Ironically my time as a Primary School Teacher came to an end because of my strong sense of security in my gender.  When it came to balancing work life with parenting I gave up my career so my wife could maintain hers.  The decision wasn’t easy, not because we both wanted to pursue our careers but because we both wanted to care for our children as much as was possible.  What was at issue was not gender, both of us had the skills and empathy to bring up our children; what was at stake was the relative importance and income of our careers – mine was lower in both respects so my wife went back to work after her maternity leave ended.  Both of us made sacrifices – she gave up being the primary carer, I gave up my career.  At no time did I feel that my masculinity or gender identity was threatened, being a stay-at-home father made my sense of identity even stronger.

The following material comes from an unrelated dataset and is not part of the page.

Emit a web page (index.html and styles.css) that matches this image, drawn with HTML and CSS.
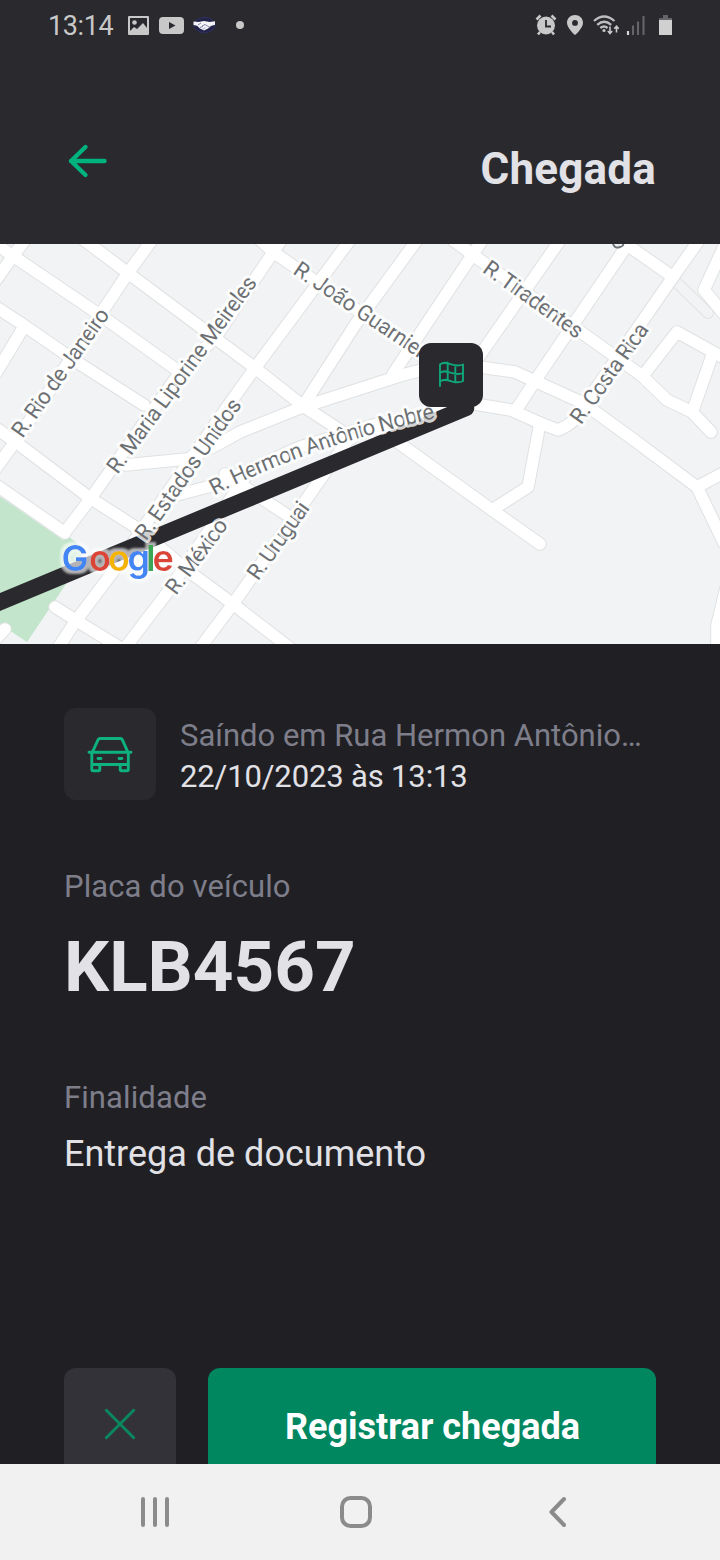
FILE: index.html
```html
<!DOCTYPE html>
<html lang="pt-BR">
<head>
<meta charset="utf-8">
<title>Chegada</title>
<link rel="stylesheet" href="styles.css">
</head>
<body>
<div class="screen">
  <div class="status">
    <div class="status-left">
      <span class="clock">13:14</span>
      <svg class="status-icons" width="130" height="30" viewBox="120 10 130 30">
        <path fill="#c8c8c8" fill-rule="evenodd" d="M129 16h19a1 1 0 0 1 1 1v17a1 1 0 0 1-1 1h-19a1 1 0 0 1-1-1v-17a1 1 0 0 1 1-1zM130 18v13l4-4 3 2 6-6 4 5v-10z"/>
        <circle cx="134.500" cy="22.500" r="2.300" fill="#c8c8c8"/>
        <rect x="159" y="17" width="25" height="17" rx="4" fill="#c8c8c8"/>
        <path d="M169 22v7l6.500-3.500z" fill="#29292e"/>
        <ellipse cx="204.500" cy="25" rx="10.500" ry="7.500" fill="#232347" stroke="#30306a"/>
        <path d="M193.500 21.500l5 .5 5.500-1 5.500 1 5.500-.8v3.500l-4 1.200-3 2.600-4 2-4-2-3-2.800-3.500-.8z" fill="#f4f4f8"/>
        <path d="M198 25l3-2m1 3 3-1.500 5 3M200 27.500l3-1m0 3 2-2" stroke="#55558a" stroke-width=".7" fill="none"/>
        <circle cx="240" cy="25" r="4" fill="#c8c8c8"/>
      </svg>
    </div>
    <svg class="status-icons" width="144" height="30" viewBox="533 10 144 30">
      <circle cx="546" cy="25.500" r="9" fill="#c8c8c8"/>
      <path d="M536.500 19.500l4-4M555.500 19.500l-4-4M540 32l-2 2.500M552 32l2 2.500" stroke="#c8c8c8" stroke-width="2.600"/>
      <path d="M546 20v6.500h5" fill="none" stroke="#29292e" stroke-width="1.800"/>
      <path fill="#c8c8c8" fill-rule="evenodd" d="M575 15c-4.500 0-8 3.300-8 7.700 0 5.600 8 12.300 8 12.300s8-6.700 8-12.300c0-4.400-3.500-7.700-8-7.700zm0 5a2.900 2.900 0 1 1 0 5.800 2.900 2.900 0 0 1 0-5.800z"/>
      <path d="M594 21q10-9 20.500 0M597.200 24.800q7-6 14 0M600.300 28q3.700-3 7.300 0" stroke="#bdbdbd" stroke-width="2.300" fill="none"/>
      <circle cx="604" cy="30.500" r="1.600" fill="#c8c8c8"/>
      <path d="M610 26.500v7M607.800 31l2.200 2.500 2.200-2.500M616.500 32.500v-6M614.300 28.800l2.200-2.500 2.200 2.500" stroke="#c8c8c8" stroke-width="1.600" fill="none"/>
      <path d="M628 35v-4" stroke="#d6d6d6" stroke-width="2.200"/>
      <path d="M633 35v-9.500M638 35v-13.500M643.500 35v-19" stroke="#656569" stroke-width="2.100"/>
      <path d="M663 15h5v3h4v2h-13v-2h4z" fill="#656569"/>
      <rect x="659" y="20" width="13" height="15" fill="#d0d0d0"/>
    </svg>
  </div>

  <header class="header">
    <svg class="back" width="48" height="48" viewBox="64 137 48 48"><path d="M104.500 161H71M85.500 147L71 161l14.500 14" fill="none" stroke="#00b37e" stroke-width="4.400" stroke-linecap="round" stroke-linejoin="round"/></svg>
    <h1 class="title">Chegada</h1>
  </header>

  <svg class="map" width="720" height="400" viewBox="0 244 720 400">
    <defs>
      <g id="roads">
        <path d="M-4 244L13 256L103 317L177 370"/>
        <path d="M80 237L128 273L215 338L255 368L303 406L352 438"/>
        <path d="M-4 307L22 324L77 362L144 405"/>
        <path d="M-4 428L17 443L90 498L137 528L187 570L233 604L290 648"/>
        <path d="M-4 485L65 533"/>
        <path d="M65 532L91 498L120 457L180 372L215 338L272 254L284 236"/>
        <path d="M258 238L273 252L350 305L430 362"/>
        <path d="M450 238L480 260L585 335L641 375L667 400L692 412L711 432"/>
        <path d="M618 236L633 249L673 277"/>
        <path d="M28 236L13 256L-4 280"/>
        <path d="M155 236L128 273L20 435L-4 468"/>
        <path d="M22 330L-4 373"/>
        <path d="M353 236L255 368L225 410L150 518L115 569L75 622L58 648"/>
        <path d="M420 236L355 325L303 406"/>
        <path d="M485 236L393 374"/>
        <path d="M563 236L478 358"/>
        <path d="M632 238L537 378L516 410"/>
        <path d="M702 236L673 277L583 407Q576 423 558 430L540 423L511 410L475 404"/>
        <path d="M727 240L704 290L724 314"/>
        <path d="M645 373L677 332L724 358M713 353L693 410"/>
        <path d="M125 465L187 459Q205 452 240 432L300 408L387 380Q420 369 440 367L480 367L515 372L583 403L630 437L697 487L725 472"/>
        <path d="M697 487L724 543"/>
        <path d="M728 580L717 625V650"/>
        <path d="M540 423L528 487L492 510"/>
        <path d="M165 498L215 485L300 447L377 424L475 404"/>
        <path d="M375 427L403 446L492 510L540 544"/>
        <path d="M225 474L290 517"/>
        <path d="M350 437L233 604L200 648"/>
        <path d="M250 470L167 593L125 648"/>
        <path d="M55 607L77 621L124 650"/>
        <path d="M5 629L-7 642"/>
      </g>
      <path id="nobre" d="M214.500 495.500Q300 449 440 417"/>
      <filter id="halo" x="-15%" y="-30%" width="130%" height="160%">
        <feMorphology in="SourceAlpha" operator="dilate" radius="3" result="grown"/>
        <feGaussianBlur in="grown" stdDeviation=".8" result="soft"/>
        <feFlood flood-color="#fff" flood-opacity=".65"/>
        <feComposite in2="soft" operator="in" result="glow"/>
        <feMerge><feMergeNode in="glow"/><feMergeNode in="SourceGraphic"/></feMerge>
      </filter>
    </defs>
    <rect y="244" width="720" height="400" fill="#f1f3f4"/>
    <path d="M-2 495L63 540L69 537L85 549L66 584L27 642L9 630L-2 622z" fill="#c2e5cb"/>
    <path d="M674 280L708 313" class="lane-edge"/>
    <path d="M674 280L708 313" class="lane"/>
    <use href="#roads" class="road-edge"/>
    <use href="#roads" class="road"/>
    <path d="M-10 606.200L466 408" class="route"/>
    <g class="street">
      <text transform="translate(22.500 439) rotate(-54.800)" textLength="152">R. Rio de Janeiro</text>
      <text transform="translate(117.500 475) rotate(-53.900)" textLength="238">R. Maria Liporine Meireles</text>
      <text transform="translate(146 541.500) rotate(-54.800)" textLength="167">R. Estados Unidos</text>
      <text textLength="235"><textPath href="#nobre">R. Hermon Antônio Nobre</textPath></text>
      <text transform="translate(176 596) rotate(-53.200)" textLength="88">R. México</text>
      <text transform="translate(258 581.500) rotate(-54.500)" textLength="90">R. Uruguai</text>
      <text transform="translate(292 273) rotate(34)" textLength="160">R. João Guarnieri</text>
      <text transform="translate(481.500 271.500) rotate(35.400)" textLength="117">R. Tiradentes</text>
      <text transform="translate(581 425.500) rotate(-54.500)" textLength="118">R. Costa Rica</text>
    </g>
    <path d="M613 244q2 5 7 3 4-1 3-4" fill="none" stroke="#707477" stroke-width="2"/>
    <text class="google" y="571" filter="url(#halo)"><tspan x="61.500" fill="#4285f4">G</tspan><tspan x="89" fill="#db4437">o</tspan><tspan x="108" fill="#f4b400">o</tspan><tspan x="127.500" fill="#4285f4">g</tspan><tspan x="146" fill="#3aa757">l</tspan><tspan x="152.500" fill="#db4437">e</tspan></text>
    <rect x="419" y="343" width="64" height="64" rx="12" fill="#29292e"/>
    <path d="M440 386V364.500C447 359 453 369 463 364.500V381C453 386 448 376 440 381.500M440 373C447 367.500 453 377.500 463 373M447.700 362.500V379.500M455.300 365.500V382.500" fill="none" stroke="#0fa67a" stroke-width="1.900" stroke-linecap="round" stroke-linejoin="round"/>
  </svg>

  <main class="content">
    <section class="departure">
      <div class="car-box">
        <svg width="48" height="48" viewBox="86 730 48 48" fill="none" stroke="#0db27f" stroke-width="2.900" stroke-linecap="round" stroke-linejoin="round"><path d="M89 752.300H131M92.300 752.300L98 739.800Q98.600 738.500 100 738.500H120.500Q121.800 738.500 122.400 739.800L128 752.300M91.800 752.300V769.500Q91.800 770.800 93.100 770.800H98.500Q99.800 770.800 99.800 769.500V764.500M120.200 764.500V769.500Q120.200 770.800 121.500 770.800H127Q128.300 770.800 128.300 769.500V752.300M91.800 764.500H128.300M98 758.500H101M119 758.500H122"/></svg>
      </div>
      <div class="departure-text">
        <p class="muted origin">Saíndo em Rua Hermon Antônio…</p>
        <p class="when">22/10/2023 às 13:13</p>
      </div>
    </section>
    <p class="muted label">Placa do veículo</p>
    <p class="plate">KLB4567</p>
    <p class="muted label purpose-label">Finalidade</p>
    <p class="purpose">Entrega de documento</p>
    <div class="actions">
      <div class="cancel"><svg width="32" height="32" viewBox="0 0 32 32"><path d="M2.300 2.300L29.700 29.700M29.700 2.300L2.300 29.700" stroke="#0b875f" stroke-width="3" stroke-linecap="round"/></svg></div>
      <div class="register">Registrar chegada</div>
    </div>
  </main>

  <nav class="navbar">
    <svg width="720" height="96" viewBox="0 1464 720 96" fill="none" stroke="#8b8b8b" stroke-width="4" stroke-linecap="round" stroke-linejoin="round"><path d="M143 1499v26M155 1499v26M167 1499v26M564 1499l-12.500 13 12.500 13"/><rect x="342" y="1498" width="28" height="28" rx="8.500"/></svg>
  </nav>
</div>
</body>
</html>
```
FILE: styles.css
```css
* { box-sizing: border-box; }
body { margin: 0; background: #202024; }
p, h1 { margin: 0; }
.screen {
  width: 720px;
  height: 1560px;
  display: flex;
  flex-direction: column;
  overflow: hidden;
  background: #202024;
  font-family: Roboto, "Liberation Sans", sans-serif;
  color: #e1e1e6;
}
svg { display: block; flex: none; }
.status {
  height: 50px;
  flex: none;
  padding: 0 43px 0 48px;
  display: flex;
  justify-content: space-between;
  align-items: center;
  background: #29292e;
}
.status-left { display: flex; align-items: center; }
.clock {
  width: 72px;
  font-size: 27px;
  letter-spacing: -.4px;
  line-height: 30px;
  padding-top: 2px;
  color: #c8c8c8;
  white-space: nowrap;
}
.header {
  height: 194px;
  flex: none;
  padding: 87px 64px 0;
  display: flex;
  justify-content: space-between;
  align-items: flex-start;
  background: #29292e;
}
.title { font-size: 44px; letter-spacing: .2px; line-height: 52px; margin-top: 6px; font-weight: 700; }
.lane-edge { fill: none; stroke: #e1e3e5; stroke-width: 12; stroke-linecap: round; }
.lane { fill: none; stroke: #f1f3f4; stroke-width: 10; stroke-linecap: round; }
.road-edge { fill: none; stroke: #dfe1e3; stroke-width: 13.500; stroke-linecap: round; stroke-linejoin: round; }
.road { fill: none; stroke: #fff; stroke-width: 11.500; stroke-linecap: round; stroke-linejoin: round; }
.route { fill: none; stroke: #29292e; stroke-width: 16.500; stroke-linecap: round; }
.street {
  font-size: 22px;
  fill: #6c7073;
  stroke: rgba(255, 255, 255, .8);
  stroke-width: 6px;
  stroke-linejoin: round;
  paint-order: stroke;
}
.google { font-family: Inter, Roboto, sans-serif; font-size: 36px; font-weight: 600; }
.content { height: 820px; flex: none; padding: 64px 64px 0; overflow: hidden; }
.departure { display: flex; gap: 24px; height: 92px; }
.car-box {
  width: 92px;
  height: 92px;
  flex: none;
  border-radius: 12px;
  background: #29292e;
  display: flex;
  align-items: center;
  justify-content: center;
}
.departure-text { padding-top: 7px; white-space: nowrap; }
.muted { color: #7e7e8b; }
.origin, .when { font-size: 31px; line-height: 41px; }
.when { letter-spacing: -.15px; }
.label { font-size: 31px; letter-spacing: .1px; line-height: 38px; margin-top: 68px; }
.plate { font-size: 71px; line-height: 84px; margin-top: 19px; font-weight: 700; }
.purpose-label { margin-top: 70px; }
.purpose { font-size: 36px; line-height: 42px; margin-top: 16px; }
.actions { display: flex; gap: 32px; margin-top: 193px; }
.cancel, .register {
  height: 112px;
  border-radius: 12px;
  display: flex;
  align-items: center;
  justify-content: center;
}
.cancel { width: 112px; background: #323238; }
.register { flex: 1; background: #00875f; color: #fff; font-size: 36px; font-weight: 700; padding: 5px 0 0 1px; }
.navbar { height: 96px; flex: none; background: #f1f1f1; }
```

It was as the stay-at-home father that I experienced some of the everyday sexism experienced by women and the suspicion I heard of through the research programme.  At toddler groups I was usually the only man and was ostracised by the rest of the group.  When I was out with my children people would switch between patronising me with praise for helping their mother, or ask if I was coping and needed help.  Subtle signs that caring for a baby was not a man’s job came from the lack of baby changing facilities in men’s toilets – I never left home without a mat to lay down on the ground so I could change my children’s nappies.  None of this is me fishing for sympathy – I thank God for the chance to spend that time with my children, something I know my wife longed to be able to do.  

Why did I share these experiences? What relevance do they have to my frustration about common responses to what it is like to me a man in a certain role? Because it helps to demonstrate that the tweeted question was simplistic – what is a man?  A man may be an alpha-male fuelled by  testosterone and a competitive nature, but a man may be lots of things.  A man can fulfil what has traditionally been a woman’s role and vice versa.  And if we want more of that to happen we need to talk about it, we need to take seriously questions such as what is it like to be a ‘man and a priest’.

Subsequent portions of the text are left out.